McCarthy also–breathlessly–points to a line that appeared in a 1998 indictment of bin Laden to disprove the 9/11 commission. It reads, “Al Qaeda reached an understanding with the government of Iraq that al Qaeda would not work against that government and that on particular projects, specifically including weapons development, al Qaeda would work cooperatively with the Government of Iraq.” Conservative and neocon promoters of an al Qaeda-Iraq connection repeatedly wave this sentence in public.
As it happens, this sentence was addressed at the 9/11 commission hearing held on June 16. Trying to rescue the administration from the commission’s report, Fred Fielding, a Republican commissioner, asked Patrick Fitzgerald, now a US attorney in Illinois, who oversaw the 1998 African bombing case, about this May 1998 indictment. Fitzgerald told him that “when we superseded [that indictment], which meant we broadened the charges in the fall, we dropped that language.” He added, “I think we are in full agreement with the [9/11 commission] staff statement in terms of the Iraq-al Qaeda relationship at this time….I think the staff statement did an excellent job of representing…our current understanding.”
McCarthy did not mention this exchange or note that the Justice Department dropped that language apparently because it was unsure of the material. He does write, “I am not suggesting that bin Laden’s ties to Iraq were as extensive as his connections to Afghanistan. But as is the case with Iraq, no one has yet tied the Taliban to a direct attack on the United States, although no one doubts for a moment that deposing the Taliban post-9/11 was absolutely the right thing to do.” Yes it was– because the Taliban had a close partnership with al Qaeda and was permitting bin Laden and his murderers to operate from its territory.

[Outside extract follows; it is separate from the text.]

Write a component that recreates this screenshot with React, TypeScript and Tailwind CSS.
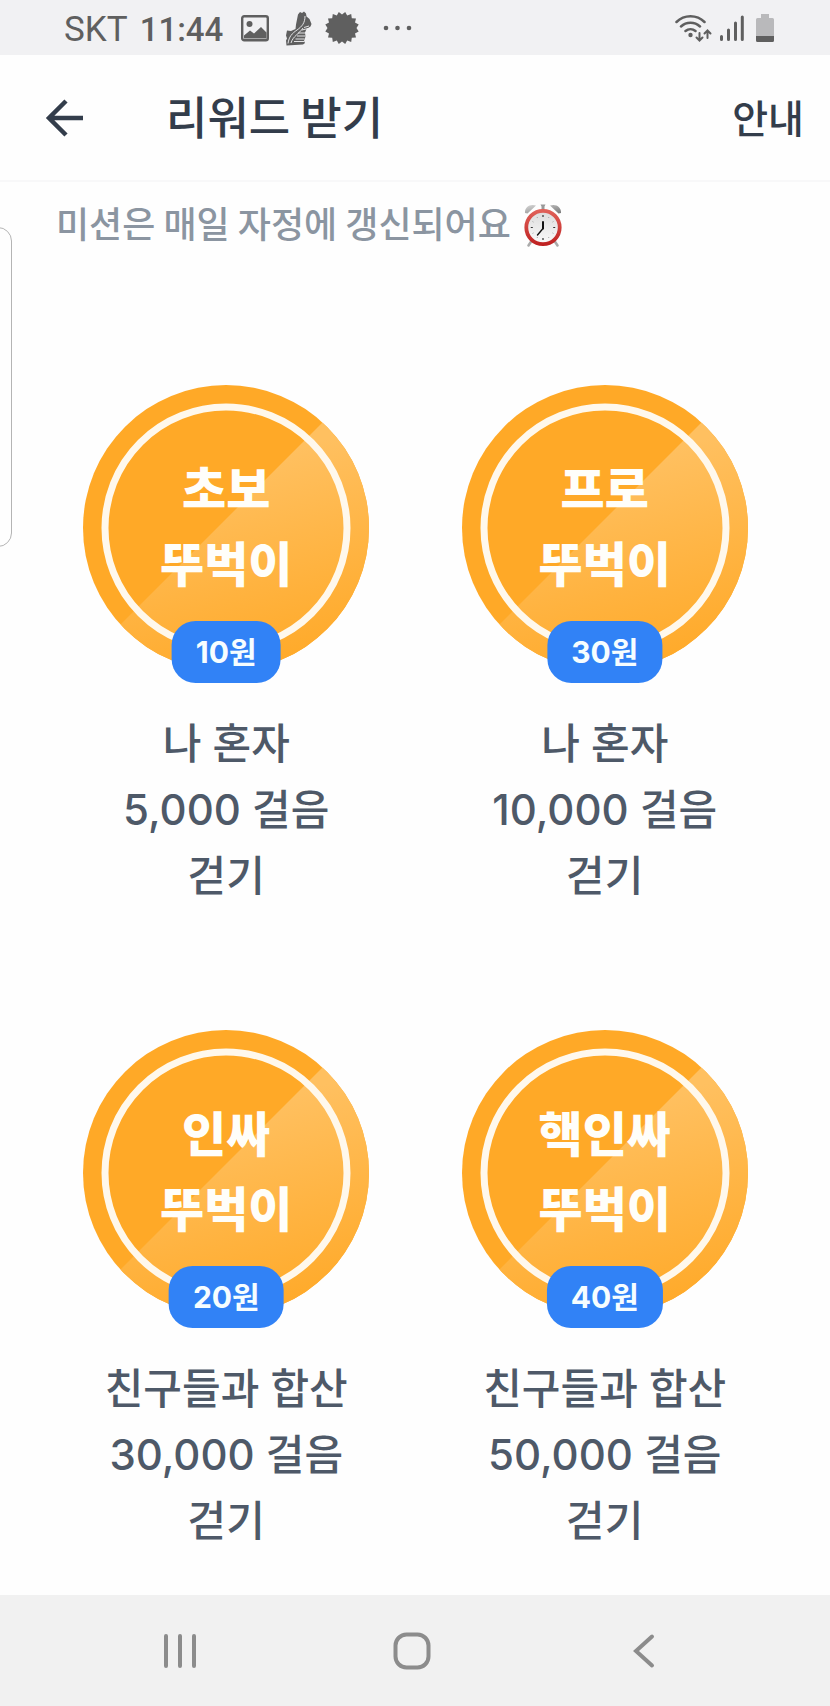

The issue stirred up by the 9/11 commission is whether Bush overstated the threat from Iraq prior to the war. He claimed Hussein had WMDs and was at that moment in league (“dealing with”) al Qaeda. (In his May 1 speech aboard the USS Abraham Lincoln, he called Hussein an “ally” of al Qaeda.) Challenged on this, the Bush administration and its allies point to “contacts” that occurred in the mid-1990s (which may or may not have led to anything), to an allegation dismissed by the CIA and the FBI about a single meeting in Prague (and unless one knows what was said in such a conversation, its relevance cannot be judged), and to an A-to-B-to-C connection supposedly involving Zarqawi as the missing, middle link.
All of this possible evidence–call them hints, clues, indications, unconnected dots–was reason to worry about al Qaeda and Iraq hooking up. But it does not prove the two were operational allies, as Bush suggested. He could have argued for war by saying that the prospect of an al Qaeda-Iraq alliance was too frightening and dangerous. That Hussein, who had WMDs in the past, might have some left over or might be developing new ones. That Hussein’s regime, which once had contacts with bin Laden, might forge an anti-American partnership with bin Laden. And that if this were to happen and Hussein did come to possess WMDs, the threat to the United States would be deadly serious. If Bush had presented this sort of case, then the public could have had an honest debate on the merits of going to war at that particular time.
This is not what Bush did. He misrepresented the known facts and used exaggerations to support his argument for war. And now he and his cheerleaders have to make the case for war with whatever bits of information (or misinformation) they can dig up. Isn’t that doing things backward?